It’s no secret that when you apply for a mortgage loan, both your credit report and your credit score are considered by the lender as to whether or not your mortgage application will be approved. A poor credit score as well as credit problems can result in your mortgage application being denied.
Credit history items such as public records that indicate past financial trouble including collection accounts, bankruptcies, judgments, and liens can also result in your mortgage application being denied. Even carrying a high balance on your credit cards and closing old credit card accounts can both adversely impact your credit score.
Lenders view your credit report and your credit score as an indication of what type of risk you will be to them. A credit score of less than 600 may keep you from getting approved for a home loan. While the Federal Housing Administration requires a credit score of at least 580 for an FHA home loan, you will need a score of at least 620 to get a conventional mortgage loan.
Your credit score directly affects the interest rate of your mortgage.
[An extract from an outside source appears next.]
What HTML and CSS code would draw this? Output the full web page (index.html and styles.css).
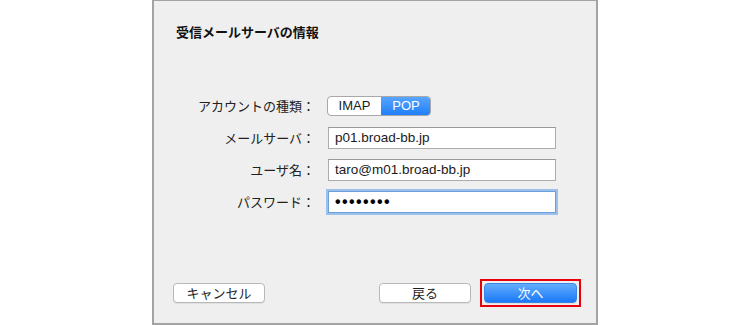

The higher your score, the lower your rate. And the lower your interest rate is, the more home you will be able to afford and the less you will pay over the lifetime of the loan.
Many people know that poor credit will impact your mortgage interest rate, but what some people don’t realize is that poor credit can also affect your homeowners insurance. According to a recent report from Bankrate.com, in conjunction with insuranceQuotes.com (links), homeowners with poor credit pay 91 percent more for homeowners insurance than people with excellent credit. Homeowners with median credit pay 29 percent more than those with excellent credit.
Another thing to consider when applying for a home loan, particularly if you intend to use two incomes for qualify for a mortgage, is your spouse’s or partner’s credit. Even if you have perfect credit, but your partner has poor credit, your chances of getting a good interest rate or even being qualified for a mortgage can be adversely affected.
If you have poor credit, working on your credit score before applying for a mortgage will be worth the time. In the long run, good credit will save you money, it can expand your opportunities, and it can increase the amount of home you can ultimately afford.